Book that changed your life:

The House of India Cookbook, a 1960s paperback (you'll never find it).

Favorite line from a book:

"All morons hate it when you call them a moron." --Holden Caulfield in Catcher in the Rye.

Book you most want to read again for the first time:

The Human Stain by Philip Roth.

photo by Romulo Yanes


Mark Bittman's Brownies

Ridiculously easy, ridiculously good.

TIME 30 to 40 minutes
MAKES 9 to 12

8 tablespoons (1 stick) butter, plus a little more for greasing the pan
3 ounces unsweetened chocolate, roughly chopped
1 cup sugar
2 eggs
½ cup all-purpose flour
Pinch salt
½ teaspoon vanilla extract, optional

Heat the oven to 350°F. Grease a square baking pan with butter or line it by overlapping 2 pieces of parchment paper or aluminum foil crosswise and grease the lining.

Combine the stick of butter and the chocolate in a small saucepan over very low heat, stirring occasionally. (Or microwave them in a large microwave-safe bowl on medium for 10-second intervals, stirring after each.) When the chocolate is just about melted, remove the saucepan from the heat (or bowl from the microwave) and continue to stir until the mixture is smooth.

Transfer the mixture to a large bowl (or use the bowl you put in the microwave) and stir in the sugar.
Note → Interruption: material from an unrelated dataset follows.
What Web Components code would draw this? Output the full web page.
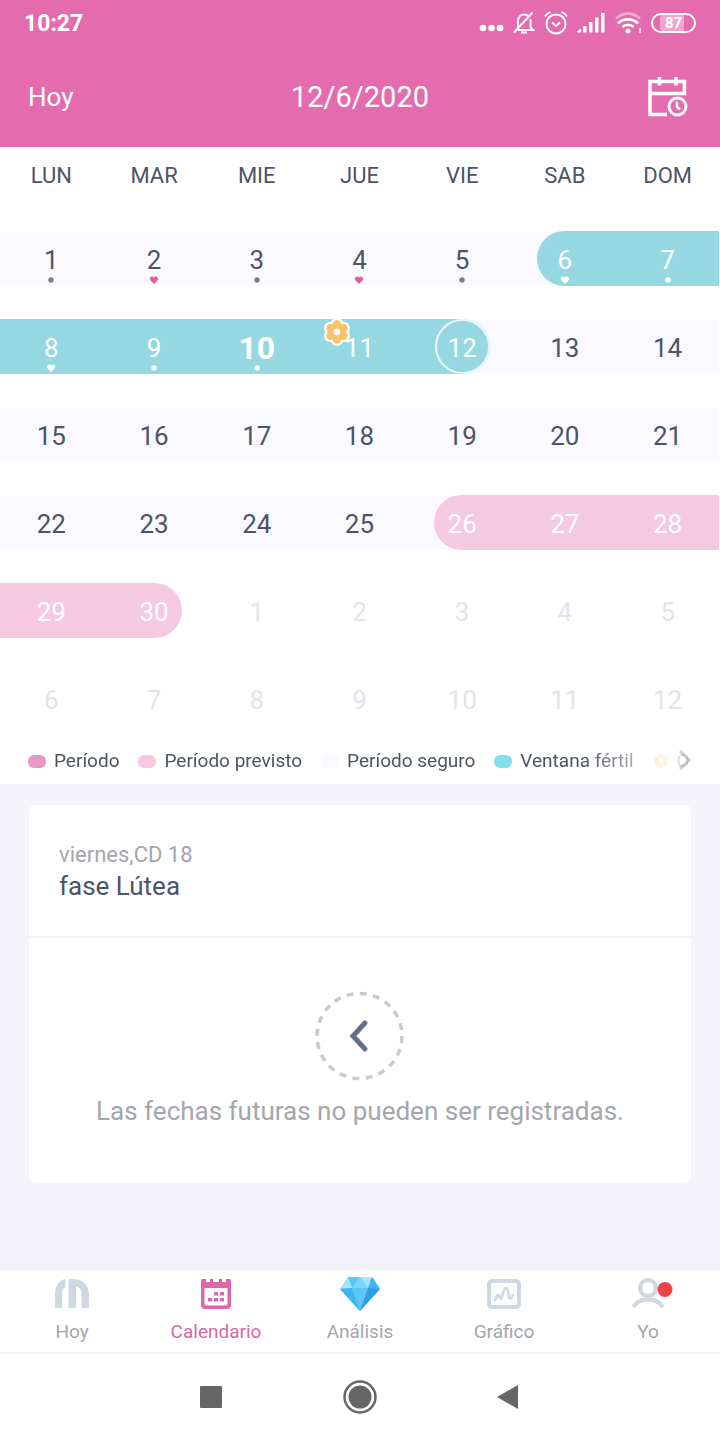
<!DOCTYPE html>
<html lang="es">
<head>
<meta charset="utf-8">
<meta name="viewport" content="width=device-width, initial-scale=1">
<title>Calendario</title>
<style>
  :root {
    --pink: #e46bad;
    --pink-soft: #f6c9e3;
    --teal: #95d8e1;
    --safe: #faf9ff;
    --ink: #4d5465;
    --muted: #a3a6ab;
    --page: #f3f3f9;
  }
  body {
    margin: 0;
    min-height: 100vh;
    font-family: Roboto, "Liberation Sans", sans-serif;
    color: var(--ink);
    background: var(--page);
  }
</style>
</head>
<body>
<cycle-app></cycle-app>

<script>
  // Shared base: every element renders its own template once
  class BaseElement extends HTMLElement {
    constructor() {
      super();
      this.attachShadow({ mode: 'open' });
    }

    connectedCallback() {
      this.shadowRoot.innerHTML = this.template();
    }
  }

  class StatusBar extends BaseElement {
    template() {
      return `
        <style>
          :host {
            display: flex;
            align-items: center;
            justify-content: space-between;
            height: 46px;
            padding: 0 24px;
            color: #fff;
            background: var(--pink);
          }
          time {
            font-size: 23px;
            font-weight: 700;
          }
          .icons {
            display: flex;
            align-items: center;
            gap: 9px;
          }
          svg {
            display: block;
            fill: none;
            stroke: #fff;
            stroke-width: 2;
          }
          .battery {
            box-sizing: border-box;
            width: 45px;
            height: 20px;
            border: 2px solid #fff;
            border-radius: 10px;
            padding: 0 7px;
            font-size: 15px;
            font-weight: 700;
            line-height: 16px;
            text-align: center;
            background: linear-gradient(90deg, #f0a6cf 88%, transparent 88%) content-box;
          }
        </style>
        <time>10:27</time>
        <div class="icons">
          <svg width="25" height="24" viewBox="0 0 25 24" style="fill:#fff;stroke:none">
            <circle cx="4" cy="17" r="3.3"/><circle cx="12.5" cy="17" r="3.3"/><circle cx="21" cy="17" r="3.3"/>
          </svg>
          <svg width="22" height="24" viewBox="0 0 22 24">
            <path d="M5 17V10c0-4 3-6.500 6-6.500 2 0 3.500.6 4.500 1.800M17.500 8v8l2.500 3H5M8 21.500h6M1 21.500 19.500 1.500"/>
          </svg>
          <svg width="24" height="24" viewBox="0 0 24 24">
            <circle cx="12" cy="13" r="9.5"/>
            <path d="M1 5.500C2 3.500 4 2 6.500 1M23 5.500C22 3.500 20 2 17.500 1M8 11.500l4 3.500 4-3.500"/>
          </svg>
          <svg width="28" height="24" viewBox="0 0 28 24" style="fill:#fff;stroke:none">
            <path d="M0 21.500v-1l4-3v4zM6 15h3.500v6.500H6zM12 11h3.500v10.500H12zM18 6.500h3.500v15H18zM24 2h3.500v19.500H24z"/>
          </svg>
          <svg width="28" height="24" viewBox="0 0 28 24" style="stroke-width:2.6">
            <path opacity=".45" d="M2 7.500C9 1 19 1 26 7.500"/>
            <path d="M4 12.500c5-5.500 15-5.500 20 0M8.500 16c3-3 8-3 11 0"/>
            <circle cx="14" cy="20" r="2.5" fill="#fff" stroke="none"/>
            <path opacity=".7" stroke-width="2" d="M26 17v5"/>
          </svg>
          <div class="battery">87</div>
        </div>
      `;
    }
  }
  customElements.define('status-bar', StatusBar);

  class AppHeader extends BaseElement {
    template() {
      return `
        <style>
          :host {
            display: grid;
            grid-template-columns: 1fr auto 1fr;
            align-items: center;
            height: 101px;
            padding: 0 28px;
            color: #fff;
            background: var(--pink);
          }
          button {
            padding: 0;
            border: 0;
            background: none;
            color: inherit;
            font: inherit;
            font-size: 26px;
            cursor: pointer;
          }
          .today { justify-self: start; }
          .log { justify-self: end; margin-right: 4px; }
          h1 {
            margin: 0;
            font-size: 29px;
            font-weight: 400;
          }
          svg {
            display: block;
            fill: none;
            stroke: #fff;
            stroke-width: 3.5;
          }
        </style>
        <button class="today">Hoy</button>
        <h1><slot></slot></h1>
        <button class="log" aria-label="Registro">
          <svg width="40" height="40" viewBox="0 0 40 40">
            <path d="M19 37.500H2V4.500h34.500v12H2M11.500 0v8.500M28 0v8.500"/>
            <circle cx="29.5" cy="29.5" r="8.5" stroke-width="3"/>
            <path d="M29 24.500v5.500l3 2.500" stroke-width="2.5"/>
          </svg>
        </button>
      `;
    }
  }
  customElements.define('app-header', AppHeader);

  const FLOWER = `
    <g fill="#f6c56c">
      <circle cx="12" cy="5" r="4"/><circle cx="18" cy="8.5" r="4"/><circle cx="18" cy="15.5" r="4"/>
      <circle cx="12" cy="19" r="4"/><circle cx="6" cy="15.5" r="4"/><circle cx="6" cy="8.5" r="4"/>
      <circle cx="12" cy="12" r="7"/>
    </g>
    <circle cx="12" cy="12" r="3" fill="#fff"/>`;

  // phase: safe | fertile | predicted | next ; edge: start | end
  class CalendarDay extends BaseElement {
    template() {
      const mark = this.getAttribute('mark');
      const marks = {
        dot: '<svg viewBox="0 0 10 8"><circle cx="5" cy="4" r="2.7"/></svg>',
        heart: '<svg viewBox="0 0 10 8"><path d="M5 8 1.300 4.200C-.2 2 2.600-1 5 1.500 7.400-1 10.200 2 8.700 4.200z"/></svg>',
      };
      return `
        <style>
          :host { display: block; }
          button {
            position: relative;
            display: grid;
            grid-template-rows: 45px 8px;
            justify-items: center;
            width: 100%;
            height: 55px;
            padding: 0;
            border: 0;
            background: none;
            color: inherit;
            font: inherit;
            font-size: 26px;
            line-height: 58px;
            cursor: pointer;
          }
          .band {
            position: absolute;
            inset: 0;
          }
          .safe { inset: 1px 0; background: var(--safe); }
          .fertile { background: var(--teal); }
          .predicted { background: var(--pink-soft); }
          :host([edge="start"]) .fill {
            left: calc(50% - 28px);
            border-radius: 28px 0 0 28px;
          }
          :host([edge="end"]) .fill {
            right: calc(50% - 28px);
            border-radius: 0 28px 28px 0;
          }
          .number { position: relative; }
          .mark {
            position: relative;
            height: 8px;
          }
          .mark svg {
            display: block;
            width: 10px;
            height: 8px;
            fill: #7d7f88;
          }
          .mark.heart svg { fill: #e0609f; }
          :host([phase="fertile"]) button,
          :host([phase="predicted"]) button { color: #fff; }
          :host([phase="fertile"]) .mark svg { fill: #fff; }
          :host([phase="next"]) button { color: #e1e4ea; }
          :host([today]) .number { font-size: 32px; font-weight: 700; }
          .ring {
            position: absolute;
            inset: 0;
            margin: 0 auto;
            box-sizing: border-box;
            width: 55px;
            border: 2px solid #e6f8fa;
            border-radius: 50%;
          }
          .flower {
            position: absolute;
            top: 0;
            left: calc(50% - 36px);
          }
        </style>
        <button>
          ${this.bands()}
          <span class="number"><slot></slot></span>
          ${mark ? `<span class="mark ${mark}">${marks[mark]}</span>` : ''}
          ${this.hasAttribute('selected') ? '<span class="ring"></span>' : ''}
          ${this.hasAttribute('ovulation') ? `
            <svg class="flower" width="28" height="28" viewBox="-1 0 26 26">
              <g stroke="#fff" stroke-width="4">${FLOWER}</g>${FLOWER}
            </svg>` : ''}
        </button>
      `;
    }

    bands() {
      const phase = this.getAttribute('phase');
      if (phase === 'next') return '';
      if (phase === 'safe') return '<span class="band safe"></span>';
      const under = this.hasAttribute('edge') && !this.hasAttribute('last')
        ? '<span class="band safe"></span>' : '';
      return `${under}<span class="band fill ${phase}"></span>`;
    }
  }
  customElements.define('calendar-day', CalendarDay);

  class MonthCalendar extends BaseElement {
    template() {
      return `
        <style>
          :host {
            display: block;
            padding: 0 1px 12px 0;
            background: #fff;
          }
          table {
            width: 100%;
            table-layout: fixed;
            border-collapse: collapse;
          }
          th {
            padding: 17px 0 10px;
            font-size: 22px;
            font-weight: 400;
            line-height: 24px;
          }
          td { padding: 33px 0 0; }
        </style>
        <table>
          <thead>
            <tr>${['LUN', 'MAR', 'MIE', 'JUE', 'VIE', 'SAB', 'DOM'].map((d) => `<th scope="col">${d}</th>`).join('')}</tr>
          </thead>
          <tbody>${this.weeks()}</tbody>
        </table>
      `;
    }

    weeks() {
      const marks = { 1: 'dot', 2: 'heart', 3: 'dot', 4: 'heart', 5: 'dot', 6: 'heart', 7: 'dot', 8: 'heart', 9: 'dot', 10: 'dot' };
      const edges = { 6: 'start', 12: 'end', 26: 'start', 30: 'end' };
      const flags = { 10: 'today', 11: 'ovulation', 12: 'selected', 30: 'last' };
      let html = '';
      for (let i = 1; i <= 42; i++) {
        let phase = 'safe';
        if (i >= 6 && i <= 12) phase = 'fertile';
        if (i >= 26) phase = 'predicted';
        if (i > 30) phase = 'next';
        if (i % 7 === 1) html += '<tr>';
        html += `<td><calendar-day phase="${phase}"
          ${marks[i] ? `mark="${marks[i]}"` : ''}
          ${edges[i] ? `edge="${edges[i]}"` : ''}
          ${flags[i] || ''}>${i > 30 ? i - 30 : i}</calendar-day></td>`;
        if (i % 7 === 0) html += '</tr>';
      }
      return html;
    }
  }
  customElements.define('month-calendar', MonthCalendar);

  class PhaseLegend extends BaseElement {
    template() {
      return `
        <style>
          :host {
            display: flex;
            align-items: center;
            height: 46px;
            padding: 0 28px;
            background: #fff;
          }
          ul {
            display: flex;
            flex: 1;
            gap: 19px;
            min-width: 0;
            margin: 0;
            padding: 0;
            overflow: hidden;
            list-style: none;
            font-size: 19px;
            line-height: 24px;
            white-space: nowrap;
            -webkit-mask-image: linear-gradient(90deg, #000 calc(100% - 110px), rgba(0,0,0,.2) calc(100% - 30px));
            mask-image: linear-gradient(90deg, #000 calc(100% - 110px), rgba(0,0,0,.2) calc(100% - 30px));
          }
          li {
            display: flex;
            align-items: center;
            gap: 8px;
            flex: none;
          }
          i {
            width: 18px;
            height: 13px;
            border-radius: 6px;
          }
          button {
            display: block;
            flex: none;
            width: 14px;
            margin-left: -14px;
            padding: 0;
            border: 0;
            background: none;
          }
          svg { display: block; }
        </style>
        <ul>
          <li><i style="background:#e997c4"></i>Período</li>
          <li><i style="background:var(--pink-soft)"></i>Período previsto</li>
          <li><i style="background:var(--safe)"></i>Período seguro</li>
          <li><i style="background:#82dfec"></i>Ventana fértil</li>
          <li aria-label="Ovulación"><svg width="16" height="16" viewBox="0 0 24 24">${FLOWER}</svg>O</li>
        </ul>
        <button aria-label="Más">
          <svg width="14" height="22" viewBox="0 0 14 22" fill="none" stroke="#cfd0d3" stroke-width="3">
            <path d="m2 1 9 9-9 9"/>
          </svg>
        </button>
      `;
    }
  }
  customElements.define('phase-legend', PhaseLegend);

  class DayCard extends BaseElement {
    template() {
      return `
        <style>
          :host {
            display: block;
            margin: 21px 29px;
            border-radius: 6px;
            background: #fff;
          }
          header {
            padding: 35px 30px 34px;
            border-bottom: 2px solid #f1f1f5;
          }
          p { margin: 0; }
          .day {
            color: var(--muted);
            font-size: 22px;
            line-height: 30px;
          }
          .phase {
            font-size: 26px;
            line-height: 32px;
          }
          .body {
            display: flex;
            flex-direction: column;
            align-items: center;
            gap: 14px;
            padding: 53px 16px 56px;
            color: var(--muted);
            font-size: 26px;
            line-height: 32px;
            text-align: center;
          }
          button {
            padding: 0;
            border: 0;
            background: none;
          }
          svg { display: block; fill: none; }
        </style>
        <header>
          <p class="day"><slot name="day"></slot></p>
          <p class="phase"><slot name="phase"></slot></p>
        </header>
        <div class="body">
          <button aria-label="Volver a hoy">
            <svg width="90" height="90" viewBox="0 0 90 90">
              <circle cx="44.5" cy="45" r="42.5" stroke="#c9cacd" stroke-width="3.5" stroke-dasharray="7 6.35"/>
              <path d="M50 32 38 45l12 13" stroke="#64708a" stroke-width="5" stroke-linecap="round"/>
            </svg>
          </button>
          <p><slot></slot></p>
        </div>
      `;
    }
  }
  customElements.define('day-card', DayCard);

  class TabItem extends BaseElement {
    template() {
      return `
        <style>
          :host { display: block; flex: 1; }
          a {
            display: flex;
            flex-direction: column;
            align-items: center;
            gap: 6px;
            padding: 5px 0 7px;
            color: var(--muted);
            font-size: 19px;
            line-height: 26px;
            text-decoration: none;
          }
          :host([active]) a { color: #d966a6; }
        </style>
        <a href="#"><slot name="icon"></slot><slot></slot></a>
      `;
    }
  }
  customElements.define('tab-item', TabItem);

  class TabBar extends BaseElement {
    template() {
      return `
        <style>
          :host {
            display: block;
            border-top: 5px solid #f1f2f5;
            border-bottom: 2px solid #f3f3f4;
            background: #fff;
          }
          nav { display: flex; }
          svg { display: block; overflow: visible; }
        </style>
        <nav>
          <tab-item>
            <svg slot="icon" width="36" height="38" viewBox="0 0 36 38" fill="#cfd7e0">
              <path d="M1 33V20C1 11 5 5 11.500 4v8C8.500 14 8 16 8 20v13zM14.500 4H19c9 0 16 6 16 15v14h-7.500V19c0-5-2-7-5.500-7v21h-7.500z"/>
            </svg>Hoy
          </tab-item>
          <tab-item active>
            <svg slot="icon" width="32" height="38" viewBox="0 0 32 38">
              <path fill="#df64a8" fill-rule="evenodd" d="M1 6c0-2 1-2 3-2h2v3h4V4h3v3h6V4h3v3h4V4h2c2 0 3 0 3 2v24c0 2-1 4-4 4H5c-3 0-4-2-4-4zM4.500 13v15c0 2 .5 2.500 2.500 2.500h18c2 0 2.500-.5 2.500-2.500V13z"/>
              <path fill="#df64a8" d="M14 17h4v3.500h-4zM20 17h4v3.500h-4zM8 23h4v3.500H8zM14 23h4v3.500h-4zM20 23h4v3.500h-4z"/>
            </svg>Calendario
          </tab-item>
          <tab-item>
            <svg slot="icon" width="42" height="38" viewBox="0 0 42 38">
              <path fill="#5ac8fa" d="M9 2h24l8 12-20 22L1 14z"/>
              <path fill="#a5e6fd" d="M9 2 1 14l12-1zM33 2l-12 0 8 11z"/>
              <path fill="#7ad6fb" d="M21 2 13 13h16z"/>
              <path fill="#3fb4f0" d="M33 2l8 12-12-1zM1 14l12-1 8 23z"/>
              <path fill="#5cc6f6" d="M13 13h16l-8 23z"/>
              <path fill="#2f9fe3" d="m29 13 12 1-20 22z"/>
            </svg>Análisis
          </tab-item>
          <tab-item>
            <svg slot="icon" width="36" height="38" viewBox="0 0 36 38" fill="none" stroke="#cfd7e0">
              <rect x="3" y="6" width="30" height="26" rx="3" stroke-width="4"/>
              <path stroke-width="2.5" stroke-linecap="round" stroke-linejoin="round" d="M9 25c2-1 1-5 3-5s2 4 3 4 2-11 5-11 2 11 4 11 2-3 3-4"/>
            </svg>Gráfico
          </tab-item>
          <tab-item>
            <svg slot="icon" width="36" height="38" viewBox="0 0 36 38" fill="none" stroke="#cfd7e0" stroke-width="4">
              <circle cx="18" cy="13" r="8"/>
              <path d="M3 32c7-10 23-10 30 0"/>
              <circle cx="35" cy="14.5" r="7.5" fill="#f04144" stroke="none"/>
            </svg>Yo
          </tab-item>
        </nav>
      `;
    }
  }
  customElements.define('tab-bar', TabBar);

  class SystemNav extends BaseElement {
    template() {
      return `
        <style>
          :host {
            display: flex;
            align-items: center;
            justify-content: center;
            gap: 115px;
            height: 86px;
            background: #fff;
          }
          button {
            padding: 0;
            border: 0;
            background: none;
          }
          svg { display: block; fill: #666; }
        </style>
        <button aria-label="Recientes">
          <svg width="34" height="34" viewBox="0 0 34 34"><rect x="6" y="6" width="22" height="22" rx="1"/></svg>
        </button>
        <button aria-label="Inicio">
          <svg width="34" height="34" viewBox="0 0 34 34">
            <circle cx="17" cy="17" r="15.5" fill="none" stroke="#666" stroke-width="2.5"/>
            <circle cx="17" cy="17" r="11.5"/>
          </svg>
        </button>
        <button aria-label="Atrás">
          <svg width="34" height="34" viewBox="0 0 34 34"><path d="M5 17 26 5v24z"/></svg>
        </button>
      `;
    }
  }
  customElements.define('system-nav', SystemNav);

  class CycleApp extends BaseElement {
    template() {
      return `
        <style>
          :host {
            display: flex;
            flex-direction: column;
            min-height: 100vh;
          }
          main { flex: 1; }
        </style>
        <status-bar></status-bar>
        <app-header>12/6/2020</app-header>
        <main>
          <month-calendar></month-calendar>
          <phase-legend></phase-legend>
          <day-card>
            <span slot="day">viernes,CD 18</span>
            <span slot="phase">fase Lútea</span>
            Las fechas futuras no pueden ser registradas.
          </day-card>
        </main>
        <tab-bar></tab-bar>
        <system-nav></system-nav>
      `;
    }
  }
  customElements.define('cycle-app', CycleApp);
</script>
</body>
</html>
Then beat in the eggs, one at a time. Gently stir in the flour, salt, and the vanilla if you're using it.

Pour and scrape the mixture into the prepared pan and bake for 20 to 25 minutes, until just barely set in the middle. Cool on a rack until set. If you used parchment, lift it out to remove the brownies. If not, cut them in squares right in the pan. Store, covered, at room temperature, for no more than a day.

FAILING THE TOOTHPICK TEST A clean toothpick might signal some cakes are ready, but it means brownies are overcooked. Their signal: a crust on top with a slightly jiggly center underneath.


If you use parchment paper (or foil) to line the pan, leave an extra inch or two overhanging each end. When the brownies are cool, grab each flap and lift them out of the pan.

Err on the side of underbaking: An overcooked brownie is dry and cakey, while an undercooked brownie is gooey and delicious.


Nutty Brownies: In Step 3, substitute ¼ cup finely ground hazelnuts, almonds, walnuts, or pecans (use the food processor or blender to grind them) for ¼ cup of the flour and add 1 cup lightly toasted, roughly chopped nuts to the batter.

Cocoa Brownies: After the brownies cool a bit but are still warm, put 2 tablespoons cocoa in a small strainer and shake it over the pan to dust the tops of the brownies.